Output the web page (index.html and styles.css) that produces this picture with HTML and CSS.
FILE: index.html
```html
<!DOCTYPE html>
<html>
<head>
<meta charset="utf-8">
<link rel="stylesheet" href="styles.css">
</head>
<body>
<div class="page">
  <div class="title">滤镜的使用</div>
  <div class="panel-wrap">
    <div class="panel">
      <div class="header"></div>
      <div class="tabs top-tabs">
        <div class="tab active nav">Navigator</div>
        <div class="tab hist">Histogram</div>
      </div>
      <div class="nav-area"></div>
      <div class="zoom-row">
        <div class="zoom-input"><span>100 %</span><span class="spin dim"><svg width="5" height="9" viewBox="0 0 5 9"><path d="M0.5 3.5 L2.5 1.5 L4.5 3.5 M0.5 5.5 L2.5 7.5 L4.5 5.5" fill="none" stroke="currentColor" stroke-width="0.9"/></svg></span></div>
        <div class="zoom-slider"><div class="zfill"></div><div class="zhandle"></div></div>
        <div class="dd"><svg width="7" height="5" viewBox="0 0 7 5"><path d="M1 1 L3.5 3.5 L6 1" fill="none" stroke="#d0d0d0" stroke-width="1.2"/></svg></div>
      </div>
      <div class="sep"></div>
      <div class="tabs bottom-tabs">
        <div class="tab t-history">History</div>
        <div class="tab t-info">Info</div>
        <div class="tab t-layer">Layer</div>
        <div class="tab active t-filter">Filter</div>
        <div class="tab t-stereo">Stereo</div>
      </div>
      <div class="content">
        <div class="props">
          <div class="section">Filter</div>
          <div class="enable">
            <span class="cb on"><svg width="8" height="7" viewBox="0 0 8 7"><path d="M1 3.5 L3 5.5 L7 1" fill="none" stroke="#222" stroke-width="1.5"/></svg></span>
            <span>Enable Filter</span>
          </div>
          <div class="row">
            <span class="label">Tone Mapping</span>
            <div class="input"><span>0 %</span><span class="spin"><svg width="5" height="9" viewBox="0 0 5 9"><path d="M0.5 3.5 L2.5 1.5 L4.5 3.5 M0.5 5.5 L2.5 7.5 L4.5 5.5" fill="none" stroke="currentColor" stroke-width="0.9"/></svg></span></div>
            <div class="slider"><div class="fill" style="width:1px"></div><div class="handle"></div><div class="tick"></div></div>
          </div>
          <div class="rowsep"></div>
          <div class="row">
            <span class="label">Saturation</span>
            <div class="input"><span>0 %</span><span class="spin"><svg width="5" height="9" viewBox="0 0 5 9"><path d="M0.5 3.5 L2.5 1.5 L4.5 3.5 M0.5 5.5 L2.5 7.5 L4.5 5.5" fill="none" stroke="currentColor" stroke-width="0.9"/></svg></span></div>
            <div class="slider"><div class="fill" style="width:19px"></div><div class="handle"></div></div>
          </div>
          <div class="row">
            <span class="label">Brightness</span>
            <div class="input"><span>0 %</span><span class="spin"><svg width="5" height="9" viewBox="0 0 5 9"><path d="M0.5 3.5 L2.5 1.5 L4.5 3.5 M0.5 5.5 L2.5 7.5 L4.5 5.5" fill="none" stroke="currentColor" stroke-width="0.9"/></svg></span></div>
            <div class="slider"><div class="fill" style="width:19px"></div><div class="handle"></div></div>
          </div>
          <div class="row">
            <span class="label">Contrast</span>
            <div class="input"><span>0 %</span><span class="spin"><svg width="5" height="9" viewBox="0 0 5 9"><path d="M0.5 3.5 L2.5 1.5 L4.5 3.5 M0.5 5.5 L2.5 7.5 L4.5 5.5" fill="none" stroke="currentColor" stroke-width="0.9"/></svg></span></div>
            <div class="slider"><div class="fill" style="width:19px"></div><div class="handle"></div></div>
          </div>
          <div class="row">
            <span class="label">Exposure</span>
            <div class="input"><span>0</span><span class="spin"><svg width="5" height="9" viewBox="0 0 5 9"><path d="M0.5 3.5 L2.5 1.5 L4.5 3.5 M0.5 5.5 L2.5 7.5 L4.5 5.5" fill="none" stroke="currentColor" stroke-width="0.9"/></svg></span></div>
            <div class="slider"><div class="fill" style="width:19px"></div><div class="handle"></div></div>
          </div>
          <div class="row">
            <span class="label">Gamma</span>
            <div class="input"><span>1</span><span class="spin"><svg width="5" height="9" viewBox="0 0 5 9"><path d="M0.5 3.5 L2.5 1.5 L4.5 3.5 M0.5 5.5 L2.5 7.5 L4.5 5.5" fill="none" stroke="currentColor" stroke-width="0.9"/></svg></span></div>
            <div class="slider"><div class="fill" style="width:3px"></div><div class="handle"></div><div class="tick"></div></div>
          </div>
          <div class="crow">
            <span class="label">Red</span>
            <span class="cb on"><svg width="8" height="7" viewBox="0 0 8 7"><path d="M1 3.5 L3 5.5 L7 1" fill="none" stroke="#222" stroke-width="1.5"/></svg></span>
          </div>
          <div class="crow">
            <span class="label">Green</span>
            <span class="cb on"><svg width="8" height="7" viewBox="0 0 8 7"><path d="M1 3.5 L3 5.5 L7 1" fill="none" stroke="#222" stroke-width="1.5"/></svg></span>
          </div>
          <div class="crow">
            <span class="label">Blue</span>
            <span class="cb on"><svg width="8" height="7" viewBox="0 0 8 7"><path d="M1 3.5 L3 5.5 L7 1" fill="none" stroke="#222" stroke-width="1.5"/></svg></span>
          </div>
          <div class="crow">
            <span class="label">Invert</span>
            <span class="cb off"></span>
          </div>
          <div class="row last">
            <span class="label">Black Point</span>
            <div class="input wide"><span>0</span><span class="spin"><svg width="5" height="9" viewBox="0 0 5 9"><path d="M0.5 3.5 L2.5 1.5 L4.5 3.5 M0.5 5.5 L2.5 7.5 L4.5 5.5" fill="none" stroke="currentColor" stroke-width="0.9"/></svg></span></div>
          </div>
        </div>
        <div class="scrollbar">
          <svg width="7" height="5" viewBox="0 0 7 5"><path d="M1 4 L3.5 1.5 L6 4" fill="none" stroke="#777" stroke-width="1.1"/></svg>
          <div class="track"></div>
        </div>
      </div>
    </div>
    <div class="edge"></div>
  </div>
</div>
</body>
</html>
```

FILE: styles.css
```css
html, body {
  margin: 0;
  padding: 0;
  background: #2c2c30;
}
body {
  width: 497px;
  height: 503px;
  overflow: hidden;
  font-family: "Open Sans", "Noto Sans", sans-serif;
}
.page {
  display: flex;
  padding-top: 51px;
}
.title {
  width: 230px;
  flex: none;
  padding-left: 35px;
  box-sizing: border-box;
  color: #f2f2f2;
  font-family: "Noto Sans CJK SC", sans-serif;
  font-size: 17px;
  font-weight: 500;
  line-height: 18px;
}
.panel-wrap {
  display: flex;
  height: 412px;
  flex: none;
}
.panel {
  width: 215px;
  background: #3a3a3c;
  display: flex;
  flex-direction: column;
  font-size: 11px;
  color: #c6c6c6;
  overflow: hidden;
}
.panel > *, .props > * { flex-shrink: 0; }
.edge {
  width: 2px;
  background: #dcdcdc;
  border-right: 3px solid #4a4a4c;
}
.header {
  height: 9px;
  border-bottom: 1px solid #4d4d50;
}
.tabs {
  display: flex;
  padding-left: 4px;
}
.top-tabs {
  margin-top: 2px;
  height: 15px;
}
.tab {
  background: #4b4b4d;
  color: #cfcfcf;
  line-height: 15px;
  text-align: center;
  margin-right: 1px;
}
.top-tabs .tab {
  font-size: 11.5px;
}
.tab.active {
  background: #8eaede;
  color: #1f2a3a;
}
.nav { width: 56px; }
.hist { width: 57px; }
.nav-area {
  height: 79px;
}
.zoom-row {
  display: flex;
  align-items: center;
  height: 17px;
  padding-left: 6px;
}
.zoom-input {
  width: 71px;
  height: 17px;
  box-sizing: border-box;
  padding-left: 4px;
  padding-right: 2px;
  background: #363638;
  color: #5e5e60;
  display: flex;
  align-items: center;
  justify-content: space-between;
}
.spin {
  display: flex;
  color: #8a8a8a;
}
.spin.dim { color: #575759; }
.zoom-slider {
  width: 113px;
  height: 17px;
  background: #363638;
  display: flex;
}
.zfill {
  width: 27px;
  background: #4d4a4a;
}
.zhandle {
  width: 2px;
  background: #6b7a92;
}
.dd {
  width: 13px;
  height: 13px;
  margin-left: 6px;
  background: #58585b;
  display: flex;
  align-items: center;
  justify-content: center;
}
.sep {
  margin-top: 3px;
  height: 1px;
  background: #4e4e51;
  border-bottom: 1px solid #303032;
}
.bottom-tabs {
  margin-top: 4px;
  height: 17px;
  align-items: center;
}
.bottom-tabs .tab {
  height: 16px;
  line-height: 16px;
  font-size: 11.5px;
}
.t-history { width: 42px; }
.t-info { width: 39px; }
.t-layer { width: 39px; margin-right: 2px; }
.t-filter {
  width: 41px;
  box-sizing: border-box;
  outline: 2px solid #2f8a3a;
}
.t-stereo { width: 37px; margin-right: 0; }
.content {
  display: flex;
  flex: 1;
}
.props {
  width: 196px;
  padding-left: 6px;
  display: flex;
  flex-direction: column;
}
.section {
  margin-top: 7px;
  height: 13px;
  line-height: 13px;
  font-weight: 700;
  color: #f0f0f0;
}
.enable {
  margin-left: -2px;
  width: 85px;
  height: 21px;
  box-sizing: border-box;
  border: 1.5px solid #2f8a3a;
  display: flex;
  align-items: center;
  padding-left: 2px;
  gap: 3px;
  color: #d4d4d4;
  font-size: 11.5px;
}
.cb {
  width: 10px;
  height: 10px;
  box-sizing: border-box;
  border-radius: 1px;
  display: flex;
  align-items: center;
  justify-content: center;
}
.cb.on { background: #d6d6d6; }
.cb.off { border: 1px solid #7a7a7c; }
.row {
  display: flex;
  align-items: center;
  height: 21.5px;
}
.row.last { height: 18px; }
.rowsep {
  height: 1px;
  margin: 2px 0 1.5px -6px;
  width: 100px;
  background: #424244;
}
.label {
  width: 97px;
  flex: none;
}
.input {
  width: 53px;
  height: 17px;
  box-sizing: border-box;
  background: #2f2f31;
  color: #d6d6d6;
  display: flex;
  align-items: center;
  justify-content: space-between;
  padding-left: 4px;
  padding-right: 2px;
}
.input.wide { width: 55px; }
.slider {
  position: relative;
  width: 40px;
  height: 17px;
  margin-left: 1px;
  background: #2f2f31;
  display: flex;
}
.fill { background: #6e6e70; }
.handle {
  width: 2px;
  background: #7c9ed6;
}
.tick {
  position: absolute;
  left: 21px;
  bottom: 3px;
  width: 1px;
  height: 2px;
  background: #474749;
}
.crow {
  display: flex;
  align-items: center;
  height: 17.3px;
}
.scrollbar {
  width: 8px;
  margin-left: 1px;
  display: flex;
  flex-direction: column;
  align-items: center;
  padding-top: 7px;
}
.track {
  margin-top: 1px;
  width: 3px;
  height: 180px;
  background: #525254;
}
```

--*--

▸ **Exercise description**
Report each line of the material above where the word "index" appears.

▸ **Exercise solution**
Output the web page (index.html and styles.css) that produces this picture with HTML and CSS.
FILE: index.html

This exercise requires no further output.